FAIR HAVEN MERCHANT MIFFED BY ROADBLOCK
The parking lot at Shutters was opened up Monday afternoon, after eight days that put a dent in business. (Photo by Dustin Racioppi; click to enlarge)
By DUSTIN RACIOPPI
If there were a week that the Fair Haven decor shop Shutters Cottage Home needed its parking lot open, it was the one following Thanksgiving.
Unfortunately for owner Christine DeVincens, the start of her Christmas-season shopping rush was muted a direct result, she says, of construction work being done on River Road.
As contractors take on biting weather while trying to wrap up Fair Haven’s River Road streetscape project, there’s frustration mounting within the business district related to parking and safety.

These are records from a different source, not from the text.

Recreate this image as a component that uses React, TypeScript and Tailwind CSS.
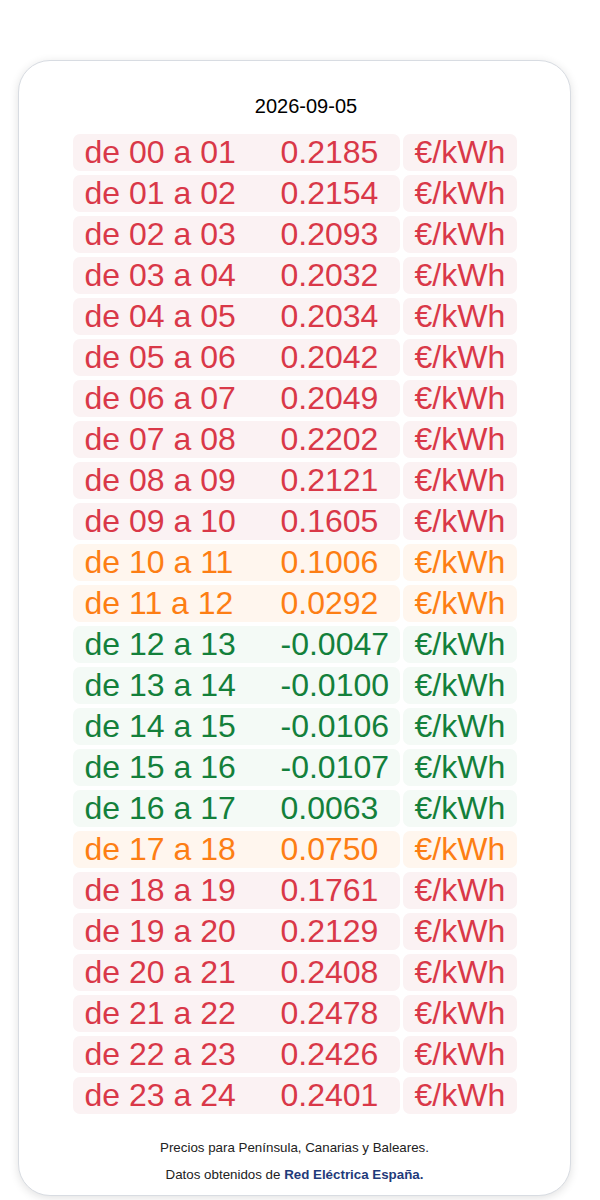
const prices: number[] = [
  0.2185, 0.2154, 0.2093, 0.2032, 0.2034, 0.2042, 0.2049, 0.2202, 0.2121, 0.1605,
  0.1006, 0.0292, -0.0047, -0.01, -0.0106, -0.0107, 0.0063, 0.075, 0.1761, 0.2129,
  0.2408, 0.2478, 0.2426, 0.2401,
]

const pad = (n: number) => n.toString().padStart(2, "0")

const tone = (p: number) => {
  if (p < 0.01) return { text: "text-[#13803b]", bg: "bg-[#f4faf6]" }
  if (p < 0.1 || (p > 0.1 && p < 0.11)) return { text: "text-[#fd7e14]", bg: "bg-[#fff6ee]" }
  return { text: "text-[#d93848]", bg: "bg-[#fbf2f3]" }
}

export default function App() {
  return (
    <div className="min-h-[1230px] bg-white pt-[60px]" style={{ fontFamily: '"Liberation Sans", Arial, sans-serif' }}>
      <div className="ml-[18px] w-[553px] rounded-[32px] border border-[#d8dce2] bg-white shadow-[0_2px_10px_rgba(0,0,0,0.12)] pb-[12px]">
        <h2 className="pt-[33px] pl-[23px] text-center text-[20px] leading-[24px] text-black">2026-09-05</h2>
        <div className="mt-[16px] flex flex-col items-center gap-[4px]">
          {prices.map((p, i) => {
            const t = tone(p)
            return (
              <div key={i} className={`flex gap-[3px] text-[32px] leading-[37px] ${t.text}`}>
                <div className={`flex w-[327px] rounded-[7px] ${t.bg}`}>
                  <span className="w-[208px] pl-[12px]">de {pad(i)} a {pad(i + 1)}</span>
                  <span>{p.toFixed(4)}</span>
                </div>
                <div className={`w-[114px] rounded-[7px] pl-[12px] ${t.bg}`}>€/kWh</div>
              </div>
            )
          })}
        </div>
        <div className="mt-[26px] text-center text-[13.33px] leading-[16px] text-[#222]">
          <p>Precios para Península, Canarias y Baleares.</p>
          <p className="mt-[11px]">
            Datos obtenidos de <a href="#" className="font-bold text-[#1f3a7a]">Red Eléctrica España.</a>
          </p>
        </div>
      </div>
    </div>
  )
}
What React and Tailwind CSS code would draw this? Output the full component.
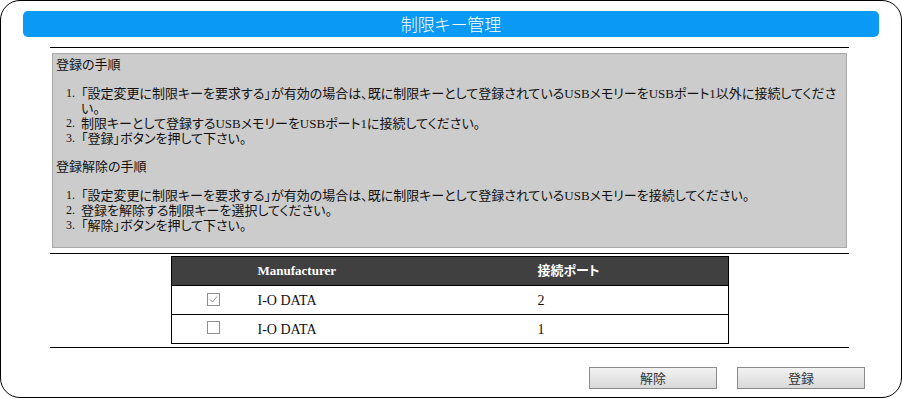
import React from 'react'

const font = "font-['Liberation_Serif','Noto_Sans_CJK_JP',serif]"

const Steps = ({ items }) => (
  <ol className="mt-[14px]">
    {items.map((it, i) => (
      <li key={i} className="flex leading-[15px]">
        <span className="w-[19px] shrink-0 text-right mr-[6px] text-[12px]">{i + 1}.</span>
        <span>{it}</span>
      </li>
    ))}
  </ol>
)

const Check = ({ on }) => (
  <span className="inline-flex w-[13px] h-[13px] border border-[#8f8f8f] bg-white items-center justify-center">
    {on && (
      <svg width="11" height="11" viewBox="0 0 11 11">
        <path d="M2 5.5 L4.5 8 L9 2.5" fill="none" stroke="#8a8a8a" strokeWidth="1" />
      </svg>
    )}
  </span>
)

const Btn = ({ children }) => (
  <button className="w-[128px] h-[22px] border border-[#8a8a8a] bg-gradient-to-b from-[#f2f2f2] to-[#d9d9d9] text-[13px] text-[#333] leading-[20px] font-['Noto_Sans_CJK_JP',sans-serif]">
    {children}
  </button>
)

const App = () => {
  const rows = [
    { on: true, maker: 'I-O DATA', port: '2' },
    { on: false, maker: 'I-O DATA', port: '1' },
  ]
  return (
    <div className={`w-[902px] h-[399px] bg-white ${font} text-[13px] text-[#111] [font-feature-settings:'palt']`}>
      <div className="h-[398px] border-[1.5px] border-black rounded-[20px] pt-[10px] flex flex-col">
        <div className="mx-[22px] h-[26px] bg-[#0a99f5] rounded-[5px] flex items-center justify-center text-white text-[17px] font-light font-['Noto_Sans_CJK_JP',sans-serif]">
          制限キー管理
        </div>

        <div className="ml-[49px] w-[799px] mt-[10px] border-t border-black">
          <div className="mx-[2px] mt-[5px] h-[195px] bg-[#cccccc] border border-[#a8a8a8] pl-[3px] pt-[3px]">
            <p className="leading-[15px]">登録の手順</p>
            <Steps
              items={[
                <>
                  <span className="whitespace-nowrap">「設定変更に制限キーを要求する」が有効の場合は、既に制限キーとして登録されているUSBメモリーをUSBポート1以外に接続してくださ</span>
                  <br />い。
                </>,
                '制限キーとして登録するUSBメモリーをUSBポート1に接続してください。',
                '「登録」ボタンを押して下さい。',
              ]}
            />
            <p className="leading-[15px] mt-[13px]">登録解除の手順</p>
            <Steps
              items={[
                '「設定変更に制限キーを要求する」が有効の場合は、既に制限キーとして登録されているUSBメモリーを接続してください。',
                '登録を解除する制限キーを選択してください。',
                '「解除」ボタンを押して下さい。',
              ]}
            />
          </div>

          <div className="mt-[5px] border-t border-black pt-[2px] pb-[3px] border-b">
            <table className="ml-[121px] w-[558px] border-collapse border border-black text-[14px]">
              <thead>
                <tr className="h-[29px] bg-[#404040] text-white text-[13px]">
                  <th className="w-[84px]"></th>
                  <th className="w-[280px] text-left pl-[2px] font-bold">Manufacturer</th>
                  <th className="text-left pl-[2px] font-bold">接続ポート</th>
                </tr>
              </thead>
              <tbody>
                {rows.map((r, i) => (
                  <tr key={i} className="h-[29px] border-t border-black">
                    <td className="text-center align-middle">
                      <span className="inline-flex pt-[3px]"><Check on={r.on} /></span>
                    </td>
                    <td className="pl-[2px]">{r.maker}</td>
                    <td className="pl-[2px]">{r.port}</td>
                  </tr>
                ))}
              </tbody>
            </table>
          </div>
        </div>

        <div className="mt-[19px] flex justify-end gap-[20px] pr-[36px]">
          <Btn>解除</Btn>
          <Btn>登録</Btn>
        </div>
      </div>
    </div>
  )
}

export default App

What’s more frustrating to DeVincens, though, is the lack of communication between the borough and its businesses.
Until Monday afternoon, when the blockage was removed, Shutters’ front parking lot was closed to customers for eight days, she said. Why?
“I don’t know,” DeVincens said. “These are some of the questions I have.”
She called state, county and borough offices with her questions, but didn’t get any answers. A county spokesman told redbankgreen that it is not involved in the project. Fair Haven Mayor Mike Halfacre said Shutters’ lot was supposed to be closed off for three days, but bad weather nearly tripled that. The same thing happened not too long ago, near the fire department, because of rain, he said.
“That’s unforeseeable, unfortunately,” he said. “I know it’s an inconvenience for everybody and a loss of revenue, for sure. But it’s going to be a dramatic improvement (when it’s done).”
DeVincens said the business’s bottom line suffered as a result. Some customers told her they were under the impression that Shutters had closed.
“Our customers are upset, we’re upset, our neighbors are upset,” DeVincens said. “This is our busiest time of year and they shut us down.”
Shutters does have limited parking in the rear of the building. In the front, where there are now five spots, the streetscape renovation will take one spot away for safety reasons, DeVincens was told. There’s never been an accident in the 12 years she’s operated there, she said.
DeVincens is not the first merchant with gripes about the way the project is being run. Across River Road, at Krauszer’s, owner Tony Akbar, who had part of his driveway blocked by curbing without notification, said there was an accident in front of his store Sunday evening, and he’s witnessed a handful of cars run into the new curb.
Halfacre said residents have complained about the work and traffic, as well.
The upside is that the clog on River Road will soon be cleared, Halfacre said. Workers are wrapping up the installation of sidewalks, and will be moving on to putting in new street lamps and benches. That work, he said, will take a few months, but should not interfere with any business.